1. Chunk article for content - how can you group ideas in the article? (arguments, assumptions, evidence) & purpose (discuss, propose, evoke) of each section (how ideas are organized)
2. Annotate article for
a. Speaker’s tone & tone shifts (serious / humorous)
b. Stylistic devices & effect (logos, pathos)
Anecdotes
Historical evidence
Examples
Personal experience vs. Facts
Allusions (identify)
Diction that evokes a certain tone Uncontroversial – diction – presents contrasting idea to rally audience (pathos)
Syntax – short / long sentences for effect

What is his most effective evidence?

3. What do you know about the Speaker from reading this essay?
4. Originally published in 1982, how would Rauch’s ideas be received today?
5. Who is his audience and what assumptions does Rauch make about the audience?
6. What is his purpose? Find evidence in the passage to support this?
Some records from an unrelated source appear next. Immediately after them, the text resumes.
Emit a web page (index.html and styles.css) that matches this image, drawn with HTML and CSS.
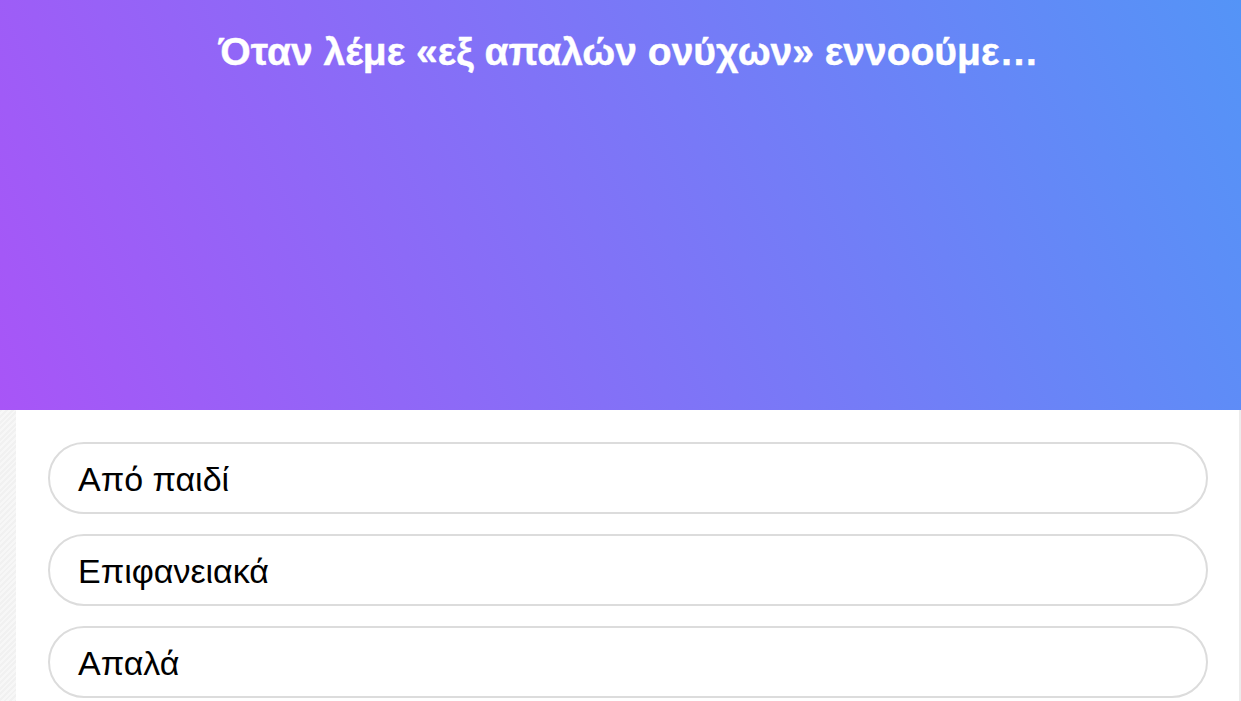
FILE: index.html
```html
<!DOCTYPE html>
<html lang="el">
<head>
  <meta charset="UTF-8">
  <meta name="viewport" content="width=device-width, initial-scale=1.0">
  <title>Κουίζ εκφράσεων</title>
  <link rel="stylesheet" href="styles.css">
</head>
<body>
  <div class="question">
    <h1>Όταν λέμε «εξ απαλών ονύχων» εννοούμε…</h1>
  </div>

  <div class="stage">
    <div class="answers">
      <button class="answer">Από παιδί</button>
      <button class="answer">Επιφανειακά</button>
      <button class="answer">Απαλά</button>
    </div>
  </div>
</body>
</html>
```

FILE: styles.css
```css
html, body { margin: 0; padding: 0; height: 100%; }
body { font-family: "Liberation Sans", Arial, sans-serif; background: #fff; overflow: hidden; }
.question { height: 410px; box-sizing: border-box; padding: 27px 0 0 16px; background: linear-gradient(67deg, #a855f7, #5494f7); }
h1 { margin: 0; text-align: center; color: white; font-size: 39px; font-weight: bold; line-height: 50px; -webkit-text-stroke: 0.4px white; }
.stage { height: calc(100% - 410px); padding-left: 16px; background: repeating-linear-gradient(135deg, #f1f1f1 0 2px, #f7f7f7 2px 4px); }
.answers { height: 100%; box-sizing: border-box; background: white; border-right: 2px solid #ececec; padding: 32px 31px 0 32px; display: flex; flex-direction: column; gap: 20px; }
.answer { height: 72px; flex-shrink: 0; box-sizing: border-box; border: 2px solid #dcdcdc; border-radius: 40px; background: white; text-align: left; padding: 2px 28px 0; font-family: inherit; font-size: 34px; color: #000; cursor: pointer; }
.answer:hover { background: #f7f7f7; }
```
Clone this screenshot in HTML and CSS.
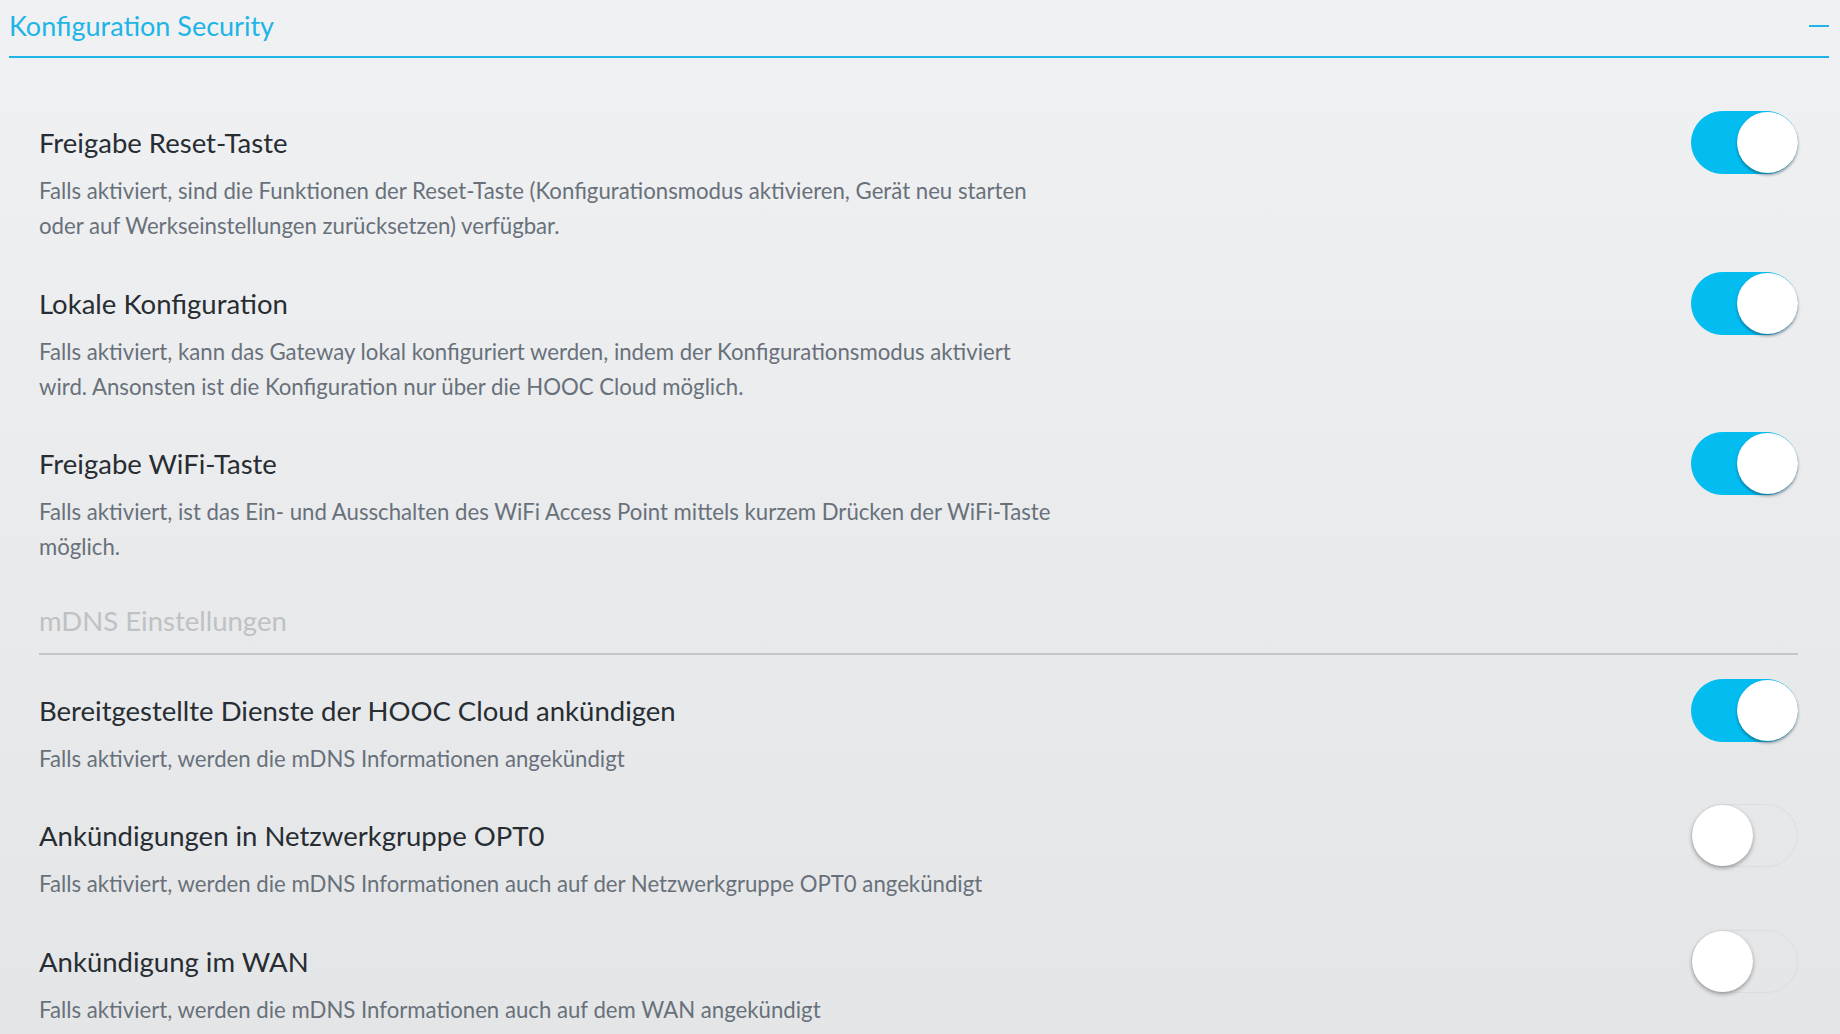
FILE: index.html
```html
<!DOCTYPE html>
<html lang="de">
<head>
<meta charset="utf-8">
<title>Konfiguration Security</title>
<link rel="stylesheet" href="styles.css">
</head>
<body>
<div class="panel">
  <div class="panel-header">
    <h1 class="panel-title">Konfiguration Security</h1>
    <span class="collapse-btn" aria-label="Einklappen"></span>
  </div>
  <div class="panel-body">
    <div class="setting">
      <div class="setting-text">
        <div class="setting-title">Freigabe Reset-Taste</div>
        <div class="setting-desc">Falls aktiviert, sind die Funktionen der Reset-Taste (Konfigurationsmodus aktivieren, Gerät neu starten oder auf Werkseinstellungen zurücksetzen) verfügbar.</div>
      </div>
      <span class="toggle on"><span class="knob"></span></span>
    </div>
    <div class="setting">
      <div class="setting-text">
        <div class="setting-title">Lokale Konfiguration</div>
        <div class="setting-desc">Falls aktiviert, kann das Gateway lokal konfiguriert werden, indem der Konfigurationsmodus aktiviert wird. Ansonsten ist die Konfiguration nur über die HOOC Cloud möglich.</div>
      </div>
      <span class="toggle on"><span class="knob"></span></span>
    </div>
    <div class="setting">
      <div class="setting-text">
        <div class="setting-title">Freigabe WiFi-Taste</div>
        <div class="setting-desc">Falls aktiviert, ist das Ein- und Ausschalten des WiFi Access Point mittels kurzem Drücken der WiFi-Taste möglich.</div>
      </div>
      <span class="toggle on"><span class="knob"></span></span>
    </div>

    <div class="section-heading">mDNS Einstellungen</div>

    <div class="setting">
      <div class="setting-text">
        <div class="setting-title">Bereitgestellte Dienste der HOOC Cloud ankündigen</div>
        <div class="setting-desc">Falls aktiviert, werden die mDNS Informationen angekündigt</div>
      </div>
      <span class="toggle on"><span class="knob"></span></span>
    </div>
    <div class="setting">
      <div class="setting-text">
        <div class="setting-title">Ankündigungen in Netzwerkgruppe OPT0</div>
        <div class="setting-desc">Falls aktiviert, werden die mDNS Informationen auch auf der Netzwerkgruppe OPT0 angekündigt</div>
      </div>
      <span class="toggle"><span class="knob"></span></span>
    </div>
    <div class="setting">
      <div class="setting-text">
        <div class="setting-title">Ankündigung im WAN</div>
        <div class="setting-desc">Falls aktiviert, werden die mDNS Informationen auch auf dem WAN angekündigt</div>
      </div>
      <span class="toggle"><span class="knob"></span></span>
    </div>
  </div>
</div>
</body>
</html>
```
FILE: styles.css
```css
html, body {
  margin: 0;
  padding: 0;
}
body {
  width: 1840px;
  height: 1034px;
  overflow: hidden;
  background: linear-gradient(to bottom, #f0f1f3 0%, #e4e5e7 100%);
  font-family: Lato, "Open Sans", "DejaVu Sans", sans-serif;
  color: #2d3338;
}
.panel {
  padding: 0 11px 0 9px;
}
.panel-header {
  display: flex;
  align-items: center;
  justify-content: space-between;
  height: 56px;
  border-bottom: 2px solid #1db5e6;
}
.panel-title {
  margin: 0 0 5px 0;
  font-weight: 400;
  font-size: 27px;
  line-height: 46px;
  color: #1db5e6;
}
.collapse-btn {
  width: 20px;
  height: 2px;
  background: #1db5e6;
  margin-bottom: 5px;
}
.panel-body {
  padding: 65px 31px 0 30px;
}
.setting {
  display: flex;
  align-items: flex-start;
  justify-content: space-between;
  margin-bottom: 40.5px;
}
.setting-text {
  flex: 1;
}
.setting-title {
  font-size: 27.5px;
  line-height: 40px;
  margin-bottom: 10px;
  color: #272d32;
}
.setting-desc {
  font-size: 22.2px;
  line-height: 35px;
  color: #68717a;
  max-width: 1020px;
}
.toggle {
  position: relative;
  flex: none;
  width: 107px;
  height: 63px;
  margin-top: -12px;
  box-sizing: border-box;
  border-radius: 32px;
  border: 1px solid #dcdde0;
  background: transparent;
}
.toggle.on {
  background: #03bdf1;
  border-color: #03bdf1;
}
.knob {
  position: absolute;
  top: 0;
  left: 0;
  width: 61px;
  height: 61px;
  border-radius: 50%;
  background: #fff;
  box-shadow: 0 2px 4px rgba(0, 0, 0, 0.35);
}
.toggle.on .knob {
  left: auto;
  right: -1px;
  box-shadow: 0 2px 3px rgba(0, 40, 60, 0.45);
}
.section-heading {
  font-size: 27.5px;
  line-height: 40px;
  color: #bfc1c4;
  padding-bottom: 12px;
  border-bottom: 2px solid #c4c6c8;
  margin-top: -4px;
  margin-bottom: 36px;
}
```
7. Rauch advances a controversial argument: that we should allow prejudice to be expressed rather than to repress or eradicate it. How in the opening paragraphs, does he establish himself as reasonable, even likeable person whose views should be heard? Where else in the essay does he create this persona? Why is persona (or ethos) important in ethical argument?
8. What does Rauch mean by “intellectual pluralism” and where else does he use examples to refer to this idea?
9. Rauch defines the position antithetical to his own as “purism”. Why does he choose this term rather than another? What does it mean?
10. What counterarguments does Rauch raise and refute? How effective is he at refuting these? Explain why.
11. Rauch ends with quotations from Toni Morrison and Salman Rushdie. Why? What do their experiences as writers add to his argument? Are there other effective allusions?